Ein dezentes, aber sehr wirkungsvolles Erlebnis offenbart sich allerdings in der U-Bahn-Station zwischen Adlon und Starbucks. Zur Öffnung hatte der damalige Regierende Bürgermeister Klaus Wowereit gesagt: „Wir hoffen, dass auch Leute den Ort aufsuchen, die nicht ein Verkehrsmittel nutzen wollen.“ Auf der Rolltreppe hinunter zu den Gleisen fotografieren Touristen die historischen Zitate an den Wänden. „Mr. Gorbachev, tear down this wall!“, sagte Ronald Reagan. Willy Brandt sagte: „Schießen Sie nicht auf die eigenen Landsleute!“ Noch 1989 sagte Erich Honecker: „Die Mauer wird auch in 50 oder in 100 Jahren noch bestehen.“
„Jetzt können wir hier einfach durchgehen“
An der Kreuzung Bernauer Straße/Brunnenstraße bleiben Menschen immer wieder vor einer Hauswand stehen, den Kopf im Nacken. Auf der Hauswand ist die weltbekannte Momentaufnahme des über Stacheldraht springenden Grenzpolizisten zu sehen – riesig. Ihnen ist anzumerken, dass sie berührt sind, von dem Ort und dem Bild. Rostende Stahlstangen zeigen den Verlauf der Mauer an, schränken aber nicht mehr die Sicht, Mobilität und so vieles mehr ein. Eine Frau zu ihrem Partner: „Jetzt können wir hier einfach durchgehen.“
Die 1,3 Kilometer lange Gedenkstätte ist auch an Wochentagen gut besucht.
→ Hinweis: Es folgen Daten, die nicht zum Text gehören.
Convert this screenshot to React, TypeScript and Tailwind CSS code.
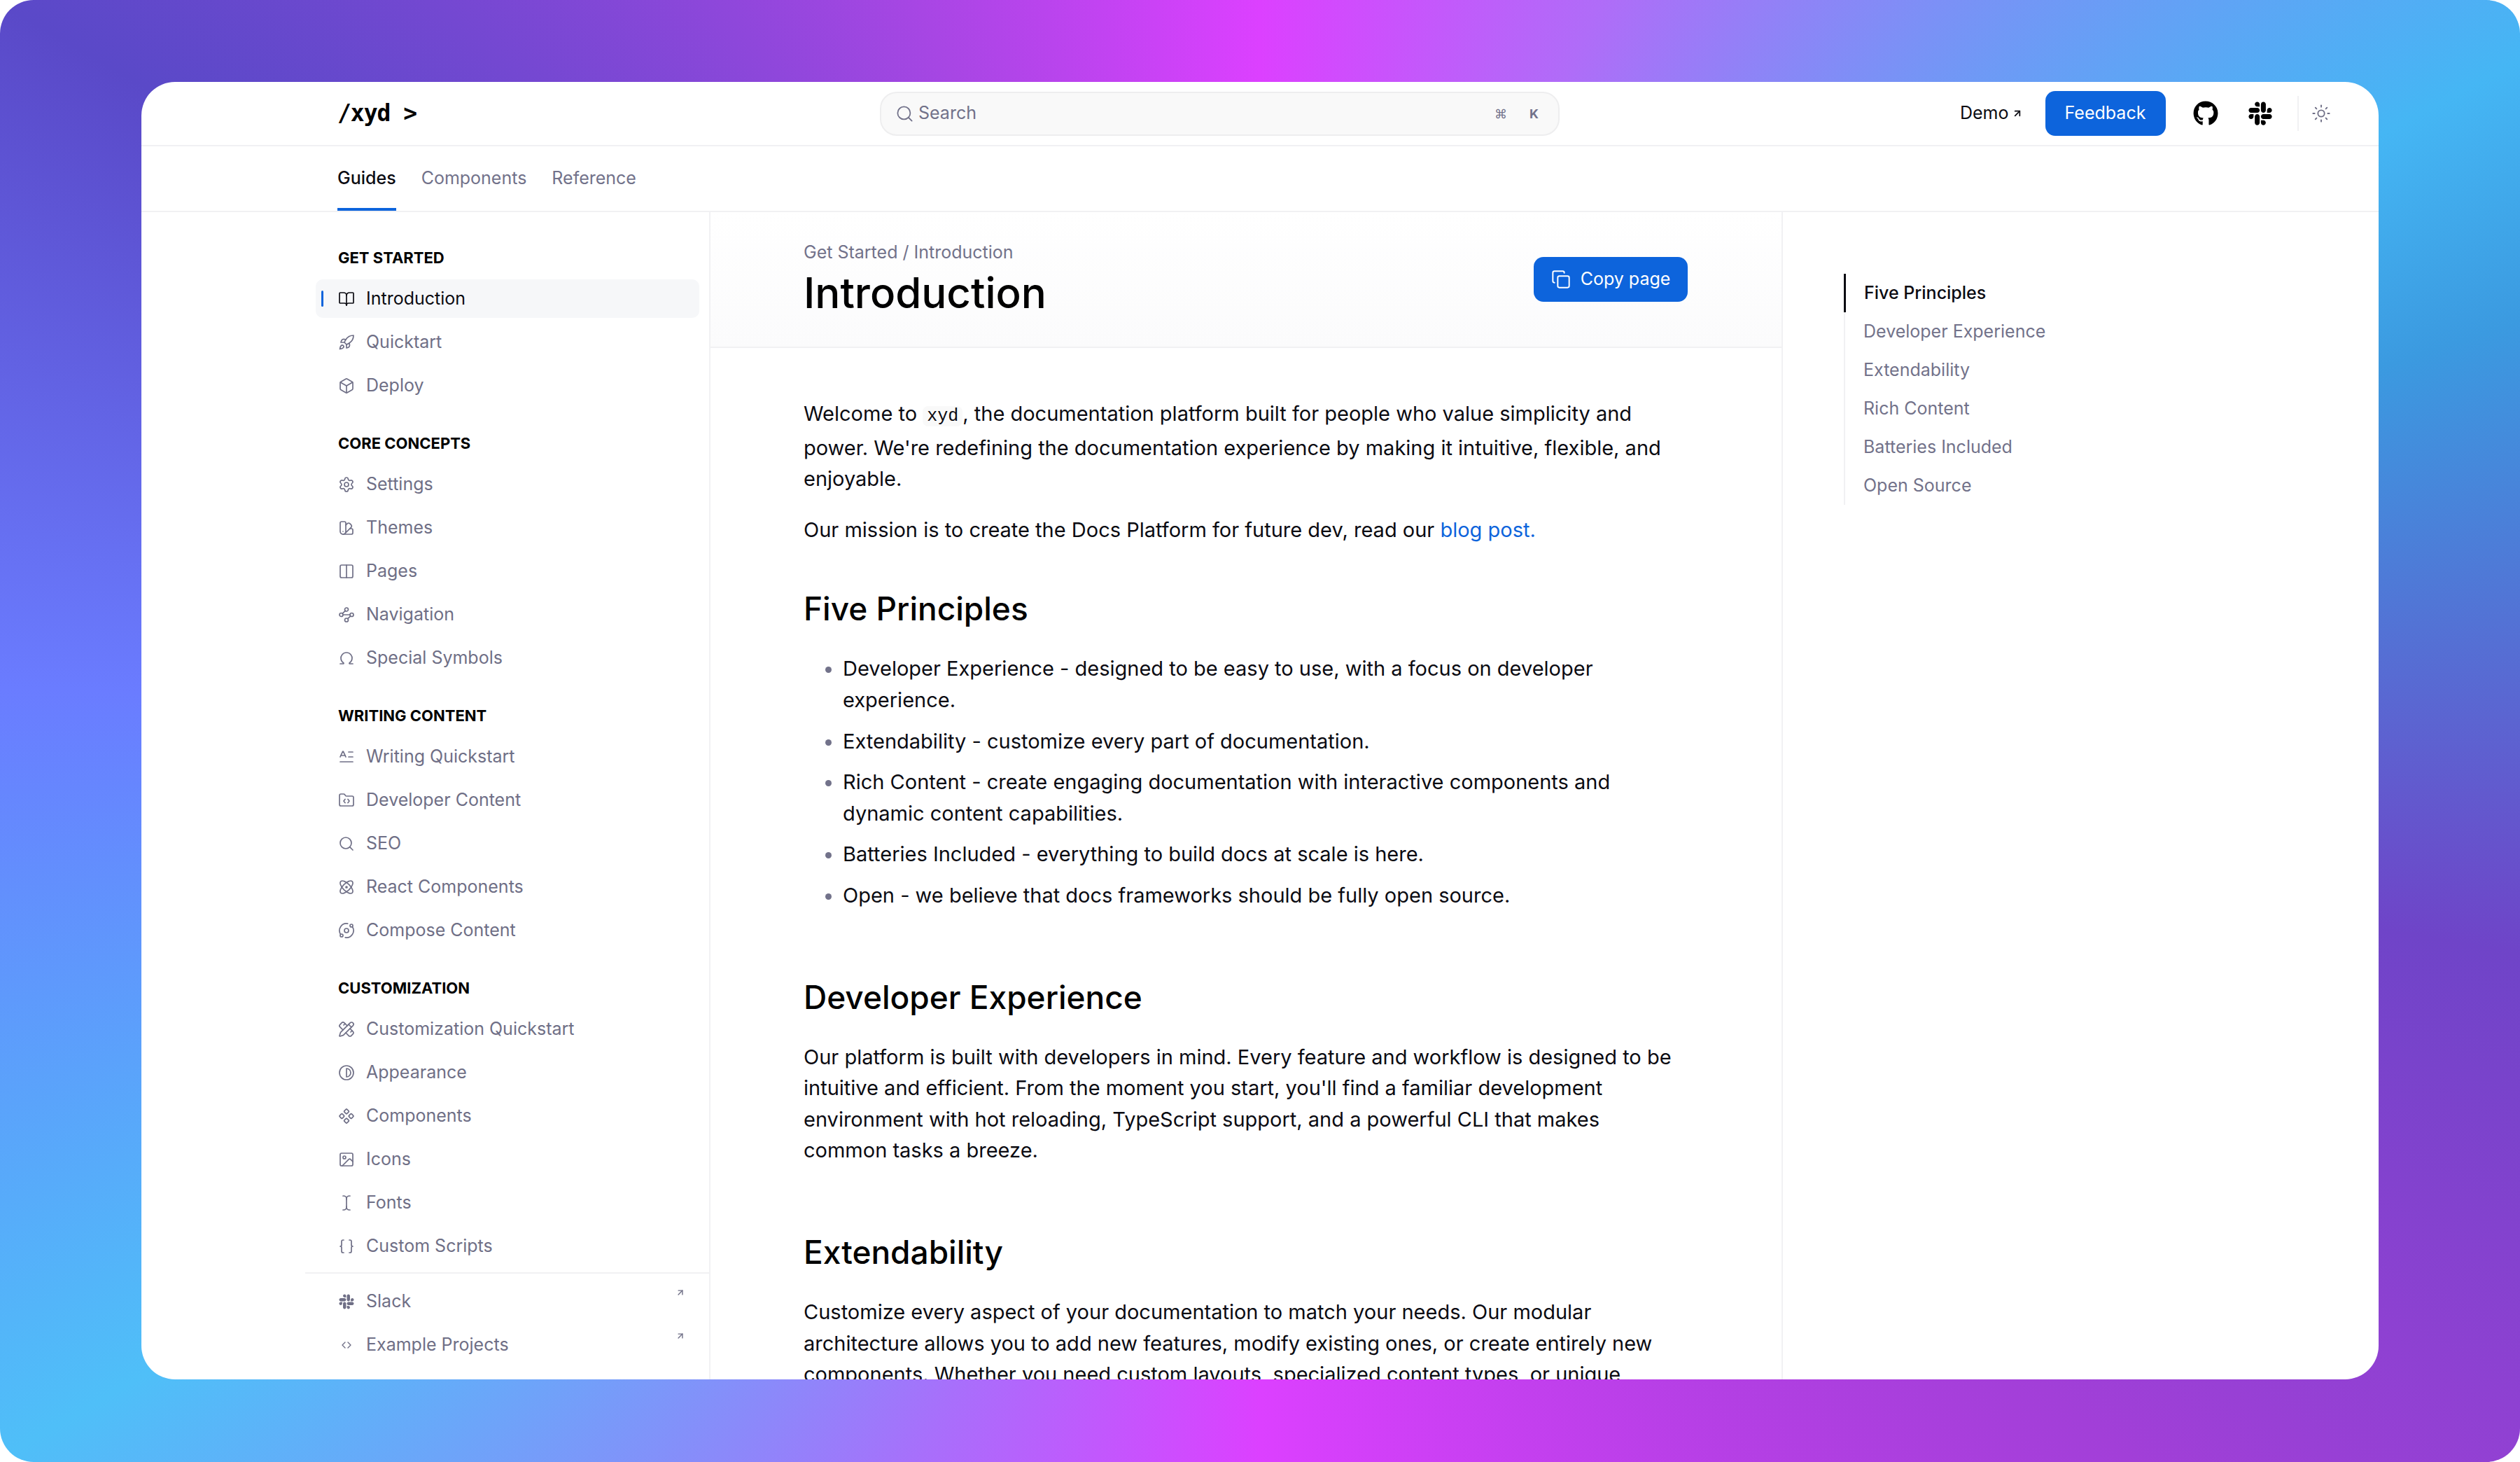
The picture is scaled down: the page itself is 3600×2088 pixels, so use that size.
import React from 'react';
import {
  ArrowUpRight,
  Atom,
  BookOpen,
  Box,
  Braces,
  ChevronLeft,
  ChevronRight,
  Columns2,
  Component,
  Contrast,
  Copy,
  FolderCode,
  Image,
  LetterText,
  Omega,
  Orbit,
  PencilRuler,
  Rocket,
  Search,
  Settings,
  Sun,
  SwatchBook,
  TextCursor,
  Waypoints,
} from 'lucide-react';
import { FaGithub, FaSlack } from 'react-icons/fa';

type Icon = React.ComponentType<{ className?: string; strokeWidth?: number }>;

const sections: { title: string; items: { label: string; icon: Icon; active?: boolean }[] }[] = [
  {
    title: 'GET STARTED',
    items: [
      { label: 'Introduction', icon: BookOpen, active: true },
      { label: 'Quicktart', icon: Rocket },
      { label: 'Deploy', icon: Box },
    ],
  },
  {
    title: 'CORE CONCEPTS',
    items: [
      { label: 'Settings', icon: Settings },
      { label: 'Themes', icon: SwatchBook },
      { label: 'Pages', icon: Columns2 },
      { label: 'Navigation', icon: Waypoints },
      { label: 'Special Symbols', icon: Omega },
    ],
  },
  {
    title: 'WRITING CONTENT',
    items: [
      { label: 'Writing Quickstart', icon: LetterText },
      { label: 'Developer Content', icon: FolderCode },
      { label: 'SEO', icon: Search },
      { label: 'React Components', icon: Atom },
      { label: 'Compose Content', icon: Orbit },
    ],
  },
  {
    title: 'CUSTOMIZATION',
    items: [
      { label: 'Customization Quickstart', icon: PencilRuler },
      { label: 'Appearance', icon: Contrast },
      { label: 'Components', icon: Component },
      { label: 'Icons', icon: Image },
      { label: 'Fonts', icon: TextCursor },
      { label: 'Custom Scripts', icon: Braces },
    ],
  },
];

const toc = ['Five Principles', 'Developer Experience', 'Extendability', 'Rich Content', 'Batteries Included', 'Open Source'];

const bullets = [
  'Developer Experience - designed to be easy to use, with a focus on developer experience.',
  'Extendability - customize every part of documentation.',
  'Rich Content - create engaging documentation with interactive components and dynamic content capabilities.',
  'Batteries Included - everything to build docs at scale is here.',
  'Open - we believe that docs frameworks should be fully open source.',
];

function SideRow({ label, icon: IconCmp, active }: { label: string; icon: Icon; active?: boolean }) {
  return (
    <div
      className={`relative flex h-[55px] items-center gap-[16px] rounded-[10px] pl-[32px] text-[25px] ${
        active ? 'bg-[#f6f7f9] text-[#0b0b12]' : 'text-[#6f6f86]'
      }`}
    >
      {active && <span className="absolute left-[8px] top-[16px] h-[23px] w-[3px] rounded-full bg-[#0d64dc]" />}
      <IconCmp className="size-[24px] shrink-0" strokeWidth={1.7} />
      <span>{label}</span>
    </div>
  );
}

function H2({ children, className }: { children: string; className: string }) {
  return <h2 className={`text-[46px] leading-[56px] font-medium text-black ${className}`}>{children}</h2>;
}

export default function App() {
  return (
    <div
      className="flex h-[2088px] w-[3600px] items-start overflow-hidden rounded-[48px] bg-[conic-gradient(from_0deg_at_50%_50%,#dc40ff_0deg,#b06cf8_25deg,#45b6f4_62deg,#3b9ae0_72deg,#6f44c8_100deg,#a23fd8_130deg,#dc40ff_180deg,#a86ffb_205deg,#4fbff8_240deg,#6a7cff_272deg,#5a49c8_300deg,#a846e4_335deg,#dc40ff_360deg)] pt-[117px] pl-[202px] font-['Inter',sans-serif]"
    >
      <div className="flex h-[1853px] w-[3196px] flex-col overflow-hidden rounded-[48px] bg-white">
        <header className="flex h-[92px] shrink-0 items-center border-b-2 border-[#f1f1f3] pl-[280px]">
          <div className="w-[775px] font-['DejaVu_Sans_Mono',monospace] text-[33px] font-bold tracking-[-1px] text-black">
            /xyd &gt;
          </div>
          <div className="flex h-[63px] w-[971px] items-center rounded-[24px] border-2 border-[#eeeeef] bg-[#f9f9f9] pr-[28px] pl-[20px] text-[25px] text-[#72728a]">
            <Search className="size-[27px]" strokeWidth={1.6} />
            <span className="ml-[6px] flex-1">Search</span>
            <span className="text-[18px]">⌘</span>
            <span className="ml-[32px] text-[18px] font-bold">K</span>
          </div>
          <div className="ml-[572px] flex items-center text-[25px] text-[#0b0b12]">
            <span>Demo</span>
            <ArrowUpRight className="ml-[4px] size-[16px]" strokeWidth={2.6} />
          </div>
          <button className="ml-[32px] flex h-[64px] w-[172px] items-center justify-center rounded-[14px] bg-[#0d64dc] text-[25px] text-white">
            Feedback
          </button>
          <FaGithub className="ml-[39px] size-[36px] text-black" />
          <FaSlack className="ml-[41px] size-[38px] text-black" />
          <div className="ml-[34px] h-[50px] w-[2px] bg-[#f1f1f3]" />
          <Sun className="ml-[18px] size-[28px] text-[#6f6f86]" strokeWidth={1.6} />
        </header>

        <nav className="flex h-[94px] shrink-0 items-stretch gap-[36px] border-b-2 border-[#f1f1f3] pl-[280px] text-[25px]">
          <div className="flex items-center border-b-4 border-[#0d64dc] pt-[4px] font-medium text-[#0b0b12]">Guides</div>
          <div className="flex items-center pb-[0px] text-[#72728a]">Components</div>
          <div className="flex items-center text-[#72728a]">Reference</div>
        </nav>

        <div className="flex min-h-0 flex-1">
          <aside className="flex w-[813px] shrink-0 flex-col border-r-2 border-[#f1f1f3] pl-[234px]">
            <div className="min-h-0 flex-1 overflow-hidden pt-[50px] pr-[14px] pl-[15px]">
              {sections.map((s) => (
                <div key={s.title} className="mb-[40px]">
                  <div className="mb-[16px] pl-[32px] text-[22px] leading-[30px] font-bold text-black">{s.title}</div>
                  <div className="flex flex-col gap-[7px]">
                    {s.items.map((item) => (
                      <SideRow key={item.label} {...item} />
                    ))}
                  </div>
                </div>
              ))}
            </div>
            <div className="flex h-[153px] shrink-0 flex-col gap-[7px] border-t-2 border-[#f1f1f3] pt-[12px] pr-[14px] pl-[15px]">
              <div className="relative flex h-[55px] items-center gap-[16px] pl-[32px] text-[25px] text-[#6f6f86]">
                <FaSlack className="size-[24px]" />
                <span>Slack</span>
                <ArrowUpRight className="absolute top-[8px] right-[20px] size-[14px]" strokeWidth={2.4} />
              </div>
              <div className="relative flex h-[55px] items-center gap-[16px] pl-[32px] text-[25px] text-[#6f6f86]">
                <span className="flex w-[24px] shrink-0 justify-center">
                  <ChevronLeft className="-mr-[4px] size-[16px]" strokeWidth={2} />
                  <ChevronRight className="-ml-[4px] size-[16px]" strokeWidth={2} />
                </span>
                <span>Example Projects</span>
                <ArrowUpRight className="absolute top-[8px] right-[20px] size-[14px]" strokeWidth={2.4} />
              </div>
            </div>
          </aside>

          <main className="w-[1532px] shrink-0 border-r-2 border-[#f1f1f3]">
            <div className="flex h-[194px] items-center border-b-2 border-[#f1f1f3] bg-gradient-to-b from-white to-[#fbfbfc] pr-[134px] pl-[133px]">
              <div className="flex-1">
                <div className="text-[25px] leading-[32px] text-[#72728a]">Get Started / Introduction</div>
                <h1 className="mt-[6px] text-[60px] leading-[72px] font-medium text-black">Introduction</h1>
              </div>
              <button className="flex h-[64px] w-[220px] items-center justify-center gap-[14px] rounded-[14px] bg-[#0d64dc] text-[25px] text-white">
                <Copy className="size-[28px]" strokeWidth={1.7} />
                Copy page
              </button>
            </div>

            <article className="pt-[72px] pr-[134px] pl-[133px] text-[29px] leading-[44.6px] text-[#0b0b12]">
              <p>
                Welcome to{' '}
                <code className="rounded-[8px] bg-[#f9f9f9] px-[6px] font-['Liberation_Mono',monospace] text-[25px]">xyd</code>
                , the documentation platform built for people who value simplicity and power. We&apos;re redefining the
                documentation experience by making it intuitive, flexible, and enjoyable.
              </p>
              <p className="mt-[28px]">
                Our mission is to create the Docs Platform for future dev, read our{' '}
                <a className="text-[#0d64dc]">blog post.</a>
              </p>

              <H2 className="mt-[62px]">Five Principles</H2>
              <ul className="mt-[36px] flex list-disc flex-col gap-[14px] pl-[56px] marker:text-[#72728a]">
                {bullets.map((b) => (
                  <li key={b}>{b}</li>
                ))}
              </ul>

              <H2 className="mt-[94px]">Developer Experience</H2>
              <p className="mt-[36px]">
                Our platform is built with developers in mind. Every feature and workflow is designed to be intuitive and
                efficient. From the moment you start, you&apos;ll find a familiar development environment with hot reloading,
                TypeScript support, and a powerful CLI that makes common tasks a breeze.
              </p>

              <H2 className="mt-[94px]">Extendability</H2>
              <p className="mt-[36px]">
                Customize every aspect of your documentation to match your needs. Our modular architecture allows you to add
                new features, modify existing ones, or create entirely new components. Whether you need custom layouts,
                specialized content types, or unique integrations, our architecture makes it possible.
              </p>
            </article>
          </main>

          <aside className="pt-[88px] pl-[87px]">
            <div className="flex flex-col border-l-2 border-[#f1f1f3] text-[25px] text-[#72728a]">
              {toc.map((t, i) => (
                <div
                  key={t}
                  className={`flex h-[55px] items-center pl-[26px] ${
                    i === 0 ? '-ml-[2px] border-l-[3px] border-[#0b0b12] font-medium text-[#0b0b12]' : ''
                  }`}
                >
                  {t}
                </div>
              ))}
            </div>
          </aside>
        </div>
      </div>
    </div>
  );
}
Der frisch gemähte Rasen ist voller Leute, an denen links und rechts Radfahrer einer geführten Radtour vorbeifahren. Auf einer Informationstafel steht zwar, dass „Radfahren im Bereich der Gedenkstätte zu unterlassen“ sei, aber das ist immer noch Berlin hier. Für manche ist das Mauergefühl zu abstrakt dargestellt. Andere spricht das Außenareal der Gedenkstätte Berliner Mauer gerade wegen seiner Schlichtheit an.

In der Nähe vom Nordbahnhof können Besucher durch Spalten in der ehemaligen Hinterlandsmauer direkt auf den Todesstreifen blicken. Im Todesstreifen steht ein Wachturm und ein einsamer Stromkasten, darin: eine Bierflasche einer Craftbier-Marke. Noch besser ist der Blick von der Aussichtsplattform des gegenüberliegenden Dokumentationszentrums.
Einige Stockwerke tiefer, in der Ausstellung des Dokumentationszentrums, sitzt eine große Runde um den Bildschirm, der Aufnahmen des 9. November zeigt. Sie schauen sich mehrere Wiederholungen des Filmmaterials an, sehen die Menschen am Grenzübergang Bornholmer Straße und hören ihre Rufe lauter werden: „Tor auf!“
Jemand, der diese Nacht miterlebt hat, ist Jens Blankennagel, Redakteur der Berliner Zeitung. In seiner Reportage „Die Nacht der Nächte“ erinnert er sich an jene Nacht, an die Maueröffnung und die neuen Möglichkeiten. Wie der Fotograf Frank Thiel hätte er sich einen Ort gewünscht, der Geschichte erfahrbar macht. „Eine Art Checkpoint-Charlie-Disneyland, aber im positiven Sinne.“ Einen dieser Orte hätte es doch wenigstens 33 Jahre später geben können oder: sollen?